A Shadow Leaving an Object pairs Robert Gober's Prison Window, a barred window looking out to a swath of blue sky, with Felix Gonzalez-Torres' "Untitled"(March 5th) #1, a pair of mirrors, identical and round, set together, flush with the wall. Both works are embedded and never cross the threshold of the wall, thereby rendering the room technically empty. Viewers become the only physical presence within the room. The works open portals to spaces outside the four walls (beyond the window, inside the mirror), as well as simultaneously becoming backdrops for both real and theatrical experiences. Viewer is audience and player, observer and observed. Installed on opposite walls, one faces only a single work at a time; the other is always behind, seen only in reflective glimpses or in memory.
Looking at the barred window, gallery could be cast as cell. In that interpretation, the exhibition becomes a setting for a play about the nature of freedom and imprisonment, recalling Sartre's No Exit. Yet, the roles are constantly recast. Standing before the window, the lines between judge and judged, actor and audience fade under the light it casts. As Genet questioned, when considering the strange biology between judge and prisoner, "who is the sun, and who is the shadow?" On the other side of the room, the mirrors present another vantage from which to watch and engage. Before them, one is at once viewer and subject in the dizzying infinity between two mirrors. (Or as John Ashbery described the view within such a mirror, "the reflection, of which the portrait is the reflection, of which the portrait is the reflection once removed.") The two mirrors, the invocation of a couple, question the nature of self-perception and its relationship to another. Looking at your own reflection, is the space beside you an absence or the possibility of a presence?

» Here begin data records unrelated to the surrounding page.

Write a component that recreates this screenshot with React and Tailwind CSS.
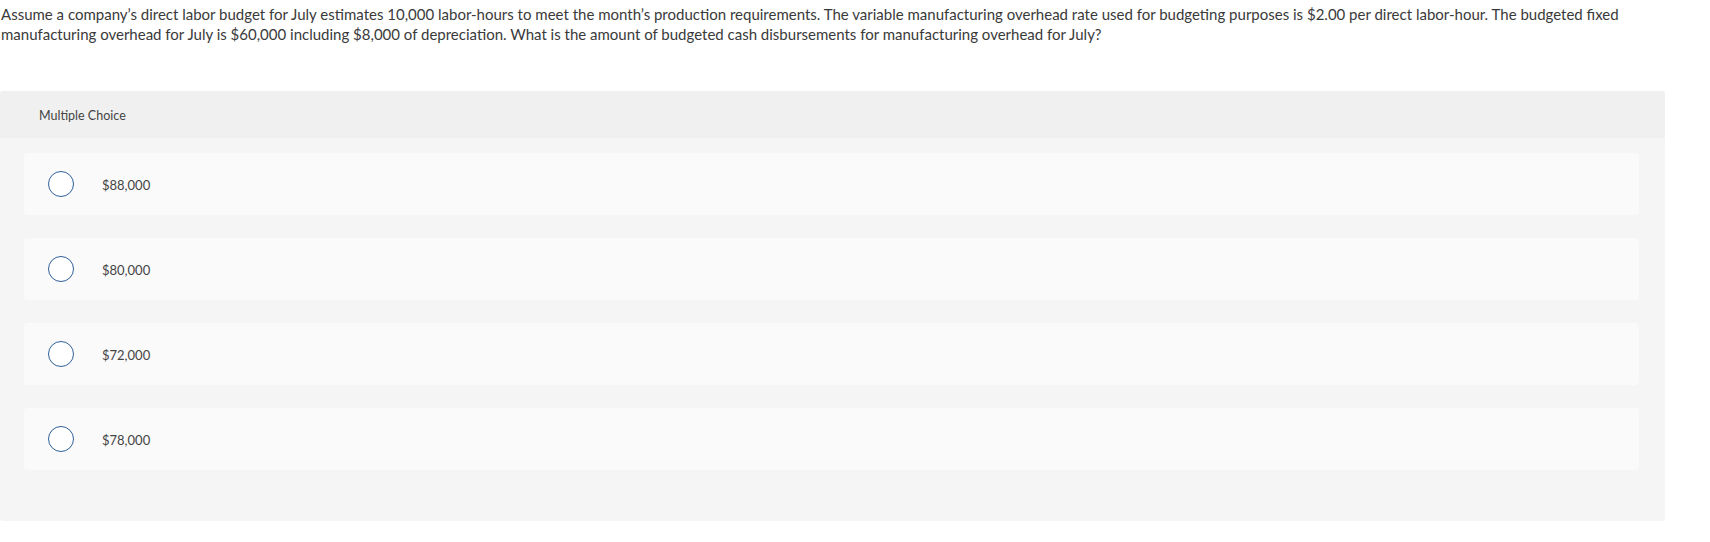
const options = ['$88,000', '$80,000', '$72,000', '$78,000']

export default function App() {
  return (
    <div className="min-h-screen bg-white text-[#3a3a3a] font-['Lato','Open_Sans',sans-serif]">
      <p className="pl-[1px] pt-[4px] text-[15px] leading-[20px] max-w-[1640px]">
        Assume a company’s direct labor budget for July estimates 10,000 labor-hours to meet the month’s production requirements. The variable manufacturing overhead rate used for budgeting purposes is $2.00 per direct labor-hour. The budgeted fixed manufacturing overhead for July is $60,000 including $8,000 of depreciation. What is the amount of budgeted cash disbursements for manufacturing overhead for July?
      </p>

      <div className="mt-[47px] w-[1665px] bg-[#f5f5f5] rounded-[3px] overflow-hidden">
        {/* header */}
        <div className="h-[47px] bg-[#f0f0f0] flex items-center pl-[39px] pt-[3px] text-[12.5px] text-[#444]">
          Multiple Choice
        </div>

        <div className="pt-[15px] pb-[51px] pl-[24px] pr-[26px] flex flex-col gap-[23px]">
          {options.map((o, i) => (
            <label key={i} className="h-[62px] bg-[#fafafa] rounded-[4px] flex items-center cursor-pointer">
              <span className="ml-[24px] w-[26px] h-[26px] rounded-full border-[1.5px] border-[#2e6099] bg-white flex-shrink-0" />
              <span className="ml-[28px] pt-[3px] text-[13px] text-[#444]">{o}</span>
            </label>
          ))}
        </div>
      </div>
    </div>
  )
}
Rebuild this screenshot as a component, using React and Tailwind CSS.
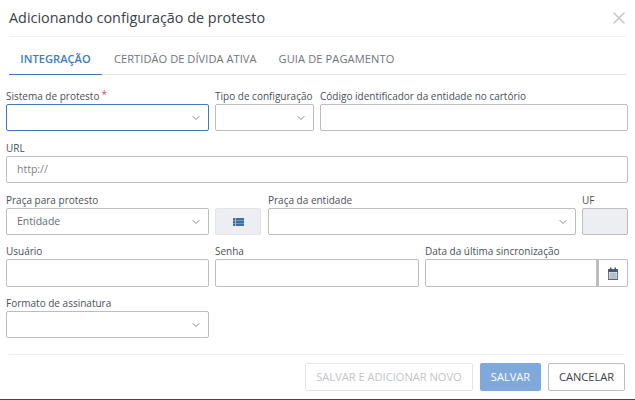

Both works reference traditional metaphors of the art object: window and mirror. Yet they actualize their metaphors, transcending tropes. The pairing becomes a physical dialogue on a topic more often associated with the history of painting. Painting, as an illusory space on a flat plane, has often been metaphorically described as a window and a mirror. "Untitled" (March 5th) #1 recalls Parmigianino's Self-portrait in a Convex Mirror, yet actual mirrors cast the viewer as subject. More abstractly, the two mirrors recreate the psychic fracturing of Manet's A Bar at the Folies-Bergère. Subject and viewer interchange, reality and illusion double, and temporal space expands beyond the mirror. Similarly, Prison Window plays off the Renaissance concept of painting as window. Building from Magritte's The Human Condition or The Promenades of Euclid, Gober manifests the window, sets the painting beyond the wall, and interchanges reality with painting, in a literal retelling of Magritte's pun.
The logic (and illogic) of duality pervades-two artists, two works, the pair, the dialogue, the dichotomy, the dialectic. The works embody their contradictions (absence and presence, object and metaphor, on what side of the door is one truly free, when is one viewer, when subject). Multiplicity is a means and an end. Explaining this, cultural critic and writer Alan Pauls noted that contradiction is a purposeful method in the work. For Gonzalez-Torres, as for Gober, "Contradiction is a strength, in that it opens up a discontinuity, encourages distinguishing and creates a sort of air, that bears the logic of a voice, a discourse, a work, and an institution." Thus, in the pairing, the two works encourage this distinguishing, a responsibility that ultimately lies with the viewer. This shift from the didactic to the open-ended recalls a passage highlighted in Gonzalez-Torres' copy of Bertolt Brecht's On Theatre:
"Once illusion is sacrificed to free discussion, and once the spectator, instead of being enabled to have an experience, is forced as it were to cast his vote; then a change has been launched which goes far beyond formal matters and begins for the first time to effect theatre's social function."